── Source material ──
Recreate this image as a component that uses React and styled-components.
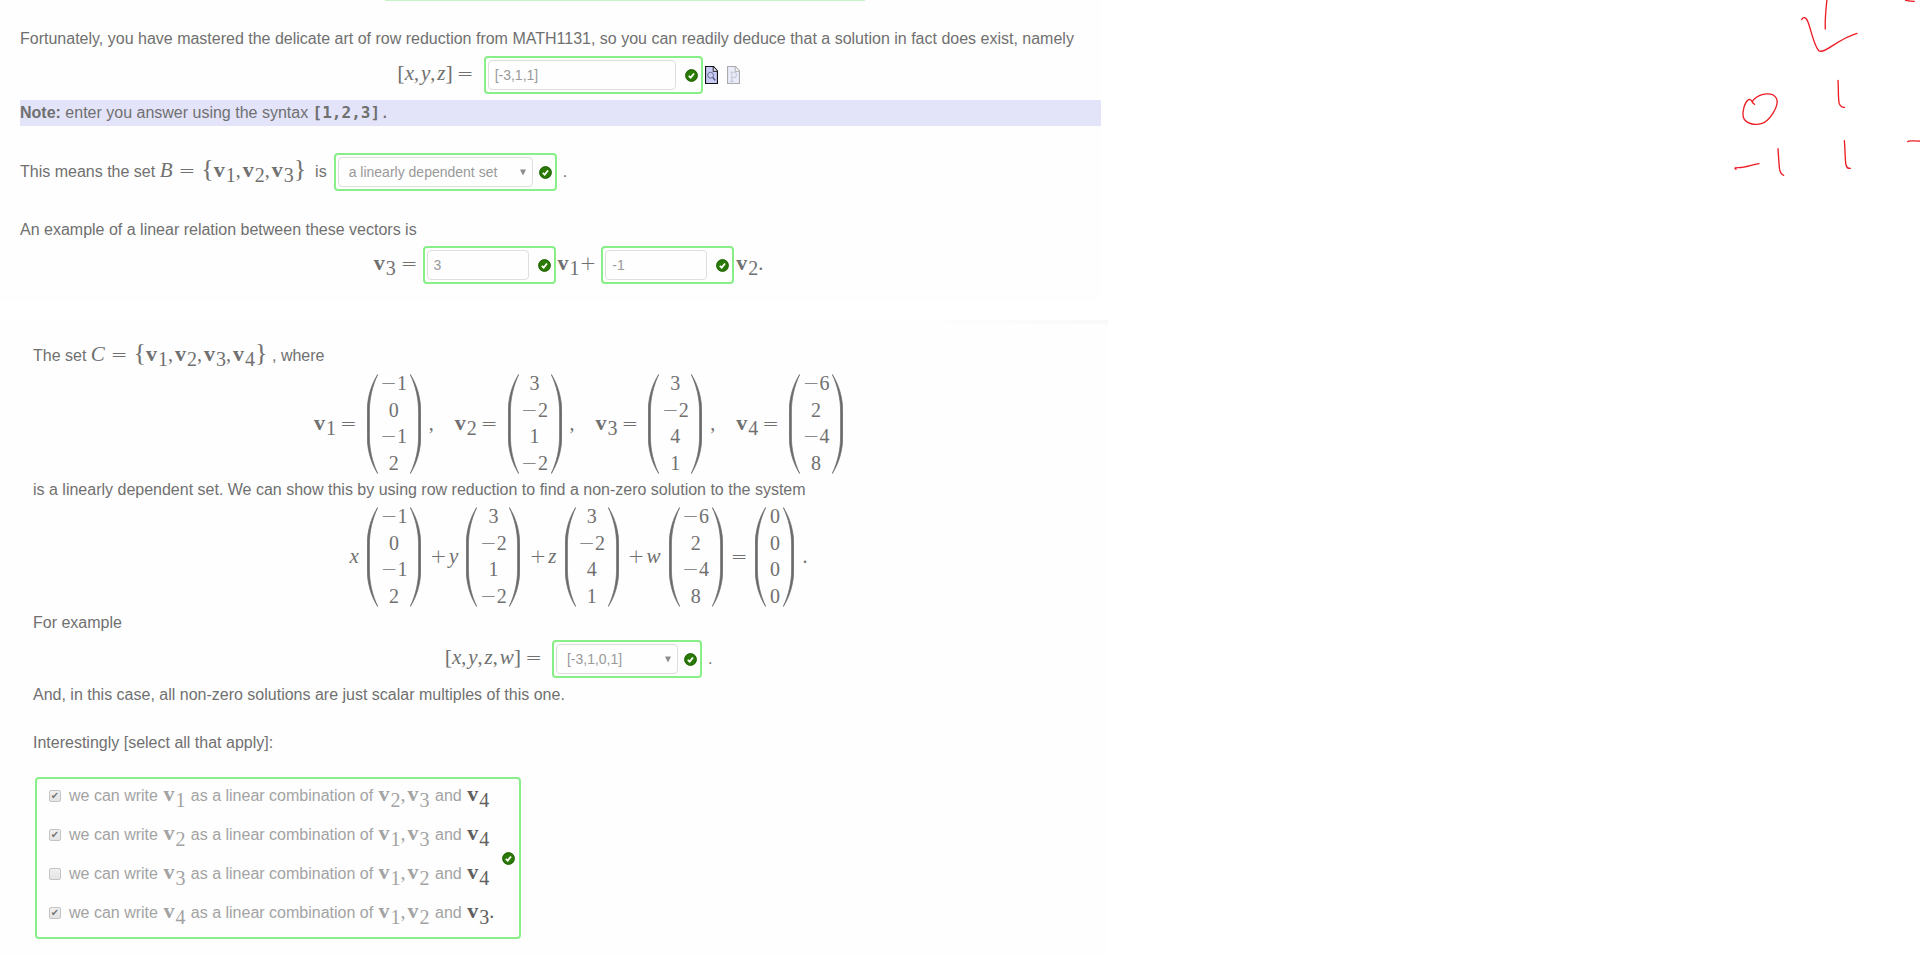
import React from "react";
import styled, { createGlobalStyle } from "styled-components";

const GlobalStyle = createGlobalStyle`
  * { box-sizing: border-box; }
  body {
    margin: 0;
    background: #fff;
    color: #707070;
    font: 16px/24px "Liberation Sans", Arial, sans-serif;
  }
`;

const Page = styled.div`
  display: flex;
  align-items: flex-start;
  justify-content: space-between;
`;

const Quiz = styled.main`
  flex: 0 1 1108px;
  min-width: 0;
`;

const PreviousAnswerEdge = styled.div`
  width: 480px;
  height: 1px;
  margin-left: 365px;
  background: #c4f5c4;
`;

const RelationPart = styled.section`
  margin-right: 7px;
  padding: 0 0 17px 20px;
  background: #fefefe;
`;

const SystemPart = styled.section`
  margin-top: 19px;
  padding: 22px 0 16px 33px;
  background: linear-gradient(to left, #f9f9f9, #fefefe 200px) 0 0 / 100% 4px no-repeat #fefefe;
`;

const Line = styled.p`
  display: flex;
  align-items: baseline;
  margin: ${(p) => p.$before || 0}px 0 0;
  white-space: pre;
`;

const MathText = styled.span`
  font: 20px/24px "Liberation Serif", "Times New Roman", serif;
  white-space: pre;
  margin: 0 ${(p) => p.$right || 0}px 0 ${(p) => p.$left || 0}px;
`;

const Equation = styled.div`
  display: flex;
  justify-content: center;
  align-items: ${(p) => (p.$tall ? "center" : "baseline")};
  margin-top: ${(p) => p.$before || 5}px;
  padding-left: 16px;
  ${MathText} {
    padding-bottom: ${(p) => (p.$tall ? 2 : 0)}px;
  }
`;

const Note = styled.p`
  margin: 6px 0 0;
  line-height: 26px;
  background: #e3e4f9;
`;

const Code = styled.code`
  font: 16px "DejaVu Sans Mono", monospace;
`;

const Variable = styled.i`
  font-size: 21px;
  line-height: 0;
`;

const Operator = styled.span`
  font: 200 20px/0 "DejaVu Sans Light", "DejaVu Sans", sans-serif;
  margin: 0 ${(p) => p.$sides}px;
`;

const Comma = styled.span`
  margin-right: 2px;
`;

const Fence = styled.span`
  font-size: ${(p) => p.$size || 22}px;
  line-height: 0;
`;

const VectorName = styled.b`
  margin-right: 1px;
  font-size: 22px;
  line-height: 0;
`;

const Index = styled.span`
  line-height: 0;
  vertical-align: ${(p) => (p.$low ? -6 : -5)}px;
`;

const Vector = ({ n, low }) => (
  <>
    <VectorName>v</VectorName>
    <Index $low={low}>{n}</Index>
  </>
);

const MatrixBox = styled.span`
  display: flex;
  height: 100px;
`;

const Entries = styled.span`
  display: flex;
  flex-direction: column;
  justify-content: space-between;
  align-items: center;
  width: ${(p) => (p.$narrow ? 17 : 32)}px;
  padding-bottom: 2px;
  font: 20px/18px "Liberation Serif", "Times New Roman", serif;
`;

const Entry = styled.span`
  white-space: nowrap;
`;

const Paren = ({ right }) => (
  <svg width="11" height="100" viewBox="0 0 11 100" aria-hidden="true">
    <path
      d={
        right
          ? "M0.3 0.5C7 11 10.8 24 10.8 38V62C10.8 76 7 89 0.3 99.5C5.6 88 8.6 76 8.6 62V38C8.6 24 5.6 12 0.3 0.5Z"
          : "M10.7 0.5C4 11 0.2 24 0.2 38V62C0.2 76 4 89 10.7 99.5C5.4 88 2.4 76 2.4 62V38C2.4 24 5.4 12 10.7 0.5Z"
      }
      fill="#6b6b6b"
      stroke="#6b6b6b"
      strokeWidth="0.7"
    />
  </svg>
);

const Matrix = ({ values }) => (
  <MatrixBox>
    <Paren />
    <Entries $narrow={values.every((v) => v === 0)}>
      {values.map((v, i) => (
        <Entry key={i}>
          {v < 0 && <Operator $sides={0}>−</Operator>}
          {Math.abs(v)}
        </Entry>
      ))}
    </Entries>
    <Paren right />
  </MatrixBox>
);

const AnswerBox = styled.span`
  display: flex;
  align-items: center;
  height: 38px;
  padding: 0 3px 0 2px;
  border: 2px solid #88ee88;
  border-radius: 4px;
  margin: 0 ${(p) => p.$right || 0}px 0 ${(p) => p.$left || 0}px;
`;

const TextAnswer = styled.input`
  width: ${(p) => p.$width}px;
  height: 30px;
  margin-right: 9px;
  padding: 0 6px;
  border: 1px solid #dedede;
  border-radius: 4px;
  background: #fefefe;
  color: #999;
  font: 14px "Liberation Sans", Arial, sans-serif;
`;

const SelectWrap = styled.span`
  display: grid;
  align-items: center;
  margin-right: 6px;
`;

const ChoiceAnswer = styled.select`
  grid-area: 1 / 1;
  width: ${(p) => p.$width}px;
  height: 30px;
  padding: 0 10px;
  border: 1px solid #dedede;
  border-radius: 4px;
  background: #fefefe;
  color: #999;
  opacity: 1;
  appearance: none;
  font: 14px "Liberation Sans", Arial, sans-serif;
`;

const Caret = styled.svg`
  grid-area: 1 / 1;
  justify-self: end;
  margin-right: 7px;
  pointer-events: none;
`;

const Choice = ({ label, value, width }) => (
  <SelectWrap>
    <ChoiceAnswer aria-label={label} $width={width} disabled defaultValue={value}>
      <option>{value}</option>
    </ChoiceAnswer>
    <Caret width="6" height="7" viewBox="0 0 6 7" aria-hidden="true">
      <path d="M0 0.5H6L3 6.5Z" fill="#8c8c8c" />
    </Caret>
  </SelectWrap>
);

const TickSvg = styled.svg`
  flex: none;
`;

const CorrectTick = () => (
  <TickSvg width="13" height="13" viewBox="0 0 13 13" role="img" aria-label="Correct">
    <circle cx="6.5" cy="6.5" r="6.2" fill="#2a7a06" />
    <circle cx="6.5" cy="6.5" r="5.8" fill="none" stroke="#1d5c04" strokeWidth="0.8" />
    <path d="M3.8 6.8L5.7 8.6L9 4.5" fill="none" stroke="#fff" strokeWidth="1.8" />
  </TickSvg>
);

const ToolButton = styled.button`
  display: flex;
  align-self: center;
  margin: 0 0 0 ${(p) => p.$left}px;
  padding: 0;
  border: 0;
  background: none;
  &:disabled { opacity: 0.35; }
`;

const PageOutline = ({ children }) => (
  <svg width="13" height="18" viewBox="0 0 13 18" aria-hidden="true">
    <path d="M0.5 0.5H8.5L12.5 5V17.5H0.5Z" fill="#c9cbf5" stroke="#111" strokeWidth="1.2" />
    <path d="M8.2 0.8V5.4H12.4" fill="#e8e8fb" stroke="#111" strokeWidth="0.9" />
    {children}
  </svg>
);

const Options = styled.fieldset`
  display: flex;
  align-items: center;
  width: 486px;
  margin: 22px 0 0 2px;
  padding: 0 4px 0 12px;
  border: 2px solid #88ee88;
  border-radius: 4px;
`;

const OptionList = styled.div`
  display: flex;
  flex-direction: column;
  gap: 15px;
  flex: 1;
  padding: 3px 0 14px;
`;

const Option = styled.label`
  display: flex;
  height: 24px;
  color: #a3a3a3;
  white-space: pre;
  align-items: baseline;
`;

const Tickbox = styled.input`
  appearance: none;
  align-self: center;
  flex: none;
  display: grid;
  place-items: center;
  width: 12px;
  height: 12px;
  margin: 3px 8px 0 0;
  border: 1px solid #c4c4c4;
  border-radius: 2px;
  background: linear-gradient(#f0f0f0, #e4e4e4);
  &:checked::after {
    content: "✔";
    color: #777;
    font: 10px/10px "DejaVu Sans", sans-serif;
  }
`;

const LastTerm = styled.span`
  color: #5f5f5f;
`;

const Scribble = styled.svg`
  flex: none;
`;

const Strokes = styled.g`
  fill: none;
  stroke: #ed1c24;
  stroke-width: 4;
  stroke-linecap: round;
  stroke-linejoin: round;
`;

const VECTORS = [
  [-1, 0, -1, 2],
  [3, -2, 1, -2],
  [3, -2, 4, 1],
  [-6, 2, -4, 8],
];

const STATEMENTS = [
  { subject: 1, others: [2, 3], last: 4, checked: true },
  { subject: 2, others: [1, 3], last: 4, checked: true },
  { subject: 3, others: [1, 2], last: 4, checked: false },
  { subject: 4, others: [1, 2], last: 3, checked: true },
];

const Definition = styled.span`
  display: flex;
  align-items: center;
  margin-left: ${(p) => (p.$first ? 0 : 21)}px;
`;

const Listed = ({ items, render }) =>
  items.map((item, i) => (
    <React.Fragment key={item}>
      {i > 0 && <Comma>,</Comma>}
      {render(item)}
    </React.Fragment>
  ));

const Unknowns = ({ names }) => (
  <MathText>
    <Fence>[</Fence>
    <Listed items={names} render={(name) => <Variable>{name}</Variable>} />
    <Fence>]</Fence>
    <Operator $sides={4}>=</Operator>
  </MathText>
);

const VectorSet = ({ name, members }) => (
  <MathText>
    <Variable>{name}</Variable>
    <Operator $sides={6}>=</Operator>
    <Fence $size={26}>{"{"}</Fence>
    <Listed items={members} render={(n) => <Vector n={n} />} />
    <Fence $size={26}>{"}"}</Fence>
  </MathText>
);

export default function App() {
  return (
    <>
      <GlobalStyle />
      <Page>
        <Quiz>
          <RelationPart>
            <PreviousAnswerEdge />
            <Line $before={26}>
              Fortunately, you have mastered the delicate art of row reduction from MATH1131, so you can readily deduce that a solution in fact does exist, namely
            </Line>
            <Equation>
              <Unknowns names={["x", "y", "z"]} />
              <AnswerBox $left={6}>
                <TextAnswer $width={188} aria-label="Value of [x,y,z]" defaultValue="[-3,1,1]" readOnly />
                <CorrectTick />
              </AnswerBox>
              <ToolButton $left={2} type="button" aria-label="Preview answer">
                <PageOutline>
                  <circle cx="5.6" cy="9.2" r="2.9" fill="none" stroke="#6a6f96" strokeWidth="1" />
                  <path d="M7.8 11.4L10.2 14.4" fill="none" stroke="#4a4e74" strokeWidth="1.4" />
                </PageOutline>
              </ToolButton>
              <ToolButton $left={9} type="button" aria-label="Plot answer" disabled>
                <PageOutline>
                  <path d="M4.8 15.4V6.2M3 6.2H6.6C10.4 6.2 10.4 11.6 6.6 11.6H4.8M3 15.4H6.8" fill="none" stroke="#6a6f96" strokeWidth="1.1" />
                </PageOutline>
              </ToolButton>
            </Equation>
            <Note>
              <b>Note:</b> enter you answer using the syntax <Code><b>[1,2,3]</b>.</Code>
            </Note>
            <Line $before={27}>
              {"This means the set "}
              <VectorSet name="B" members={[1, 2, 3]} />
              {"  is"}
              <AnswerBox $left={7} $right={6}>
                <Choice label="Dependence of the set B" value="a linearly dependent set" width={195} />
                <CorrectTick />
              </AnswerBox>
              .
            </Line>
            <Line $before={27}>An example of a linear relation between these vectors is</Line>
            <Equation $before={4}>
              <MathText><Vector n={3} /><Operator $sides={5}>=</Operator></MathText>
              <AnswerBox $right={2}>
                <TextAnswer $width={102} aria-label="Coefficient of v1" defaultValue="3" readOnly />
                <CorrectTick />
              </AnswerBox>
              <MathText><Vector n={1} /><Operator $sides={0}>+</Operator></MathText>
              <AnswerBox $left={5} $right={2}>
                <TextAnswer $width={102} aria-label="Coefficient of v2" defaultValue="-1" readOnly />
                <CorrectTick />
              </AnswerBox>
              <MathText><Vector n={2} />.</MathText>
            </Equation>
          </RelationPart>

          <SystemPart>
            <Line>
              {"The set "}
              <VectorSet name="C" members={[1, 2, 3, 4]} />
              {" , where"}
            </Line>
            <Equation $tall $before={6}>
              {VECTORS.map((values, i) => (
                <Definition key={i} $first={i === 0}>
                  <MathText $right={6}><Vector n={i + 1} /><Operator $sides={4}>=</Operator></MathText>
                  <Matrix values={values} />
                  {i < 3 && <MathText $left={8}>,</MathText>}
                </Definition>
              ))}
            </Equation>
            <Line $before={4}>
              is a linearly dependent set. We can show this by using row reduction to find a non-zero solution to the system
            </Line>
            <Equation $tall>
              {["x", "y", "z", "w"].map((name, i) => (
                <React.Fragment key={name}>
                  <MathText $left={i > 0 ? 7 : 0} $right={3}>
                    {i > 0 && <Operator $sides={2}>+</Operator>}
                    <Variable>{name} </Variable>
                  </MathText>
                  <Matrix values={VECTORS[i]} />
                </React.Fragment>
              ))}
              <MathText><Operator $sides={8}>=</Operator></MathText>
              <Matrix values={[0, 0, 0, 0]} />
              <MathText $left={8}>.</MathText>
            </Equation>
            <Line $before={4}>For example</Line>
            <Equation>
              <Unknowns names={["x", "y", "z", "w"]} />
              <AnswerBox $left={6} $right={6}>
                <Choice label="Value of [x,y,z,w]" value="[-3,1,0,1]" width={122} />
                <CorrectTick />
              </AnswerBox>
              .
            </Equation>
            <Line $before={5}>And, in this case, all non-zero solutions are just scalar multiples of this one.</Line>
            <Line $before={24}>Interestingly [select all that apply]:</Line>
            <Options aria-label="Interestingly">
              <OptionList>
                {STATEMENTS.map((s) => (
                  <Option key={s.subject}>
                    <Tickbox type="checkbox" defaultChecked={s.checked} disabled />
                    {"we can write "}
                    <MathText $left={1} $right={1}><Vector n={s.subject} low /></MathText>
                    {" as a linear combination of "}
                    <MathText $left={1} $right={1}>
                      <Listed items={s.others} render={(n) => <Vector n={n} low />} />
                    </MathText>
                    {" and "}
                    <LastTerm>
                      <MathText $left={1}><Vector n={s.last} low />{s.last === 3 && "."}</MathText>
                    </LastTerm>
                  </Option>
                ))}
              </OptionList>
              <CorrectTick />
            </Options>
          </SystemPart>
        </Quiz>

        <Scribble width="240" height="200" viewBox="0 0 720 600" role="img" aria-label="Handwritten working">
          <Strokes>
            <path d="M441 -4C438 30 434 58 436 87" />
            <path d="M365 59C368 50 378 50 384 66C394 92 402 138 417 153C436 162 470 118 531 100" />
            <path d="M677 1C686 3 694 4 703 4" />
            <path d="M474 241C476 270 474 300 478 311C482 320 486 323 494 322" />
            <path d="M224 313C214 309 217 302 223 297C242 278 280 275 290 296C298 318 268 364 244 371C222 377 196 370 190 352C186 334 194 308 204 300C210 296 214 300 217 307" />
            <path d="M168 508C162 503 166 503 176 503C198 503 214 494 237 491" />
            <path d="M294 446C296 474 297 498 299 509C301 518 304 523 311 526" />
            <path d="M493 422C496 452 495 484 498 495C500 503 504 506 511 505" />
            <path d="M683 425C686 420 700 424 724 423" />
          </Strokes>
        </Scribble>
      </Page>
    </>
  );
}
───
• Given instruction:
Look for lines containing the string "components" and copy them all.

• Output of the task:
Recreate this image as a component that uses React and styled-components.
import styled, { createGlobalStyle } from "styled-components";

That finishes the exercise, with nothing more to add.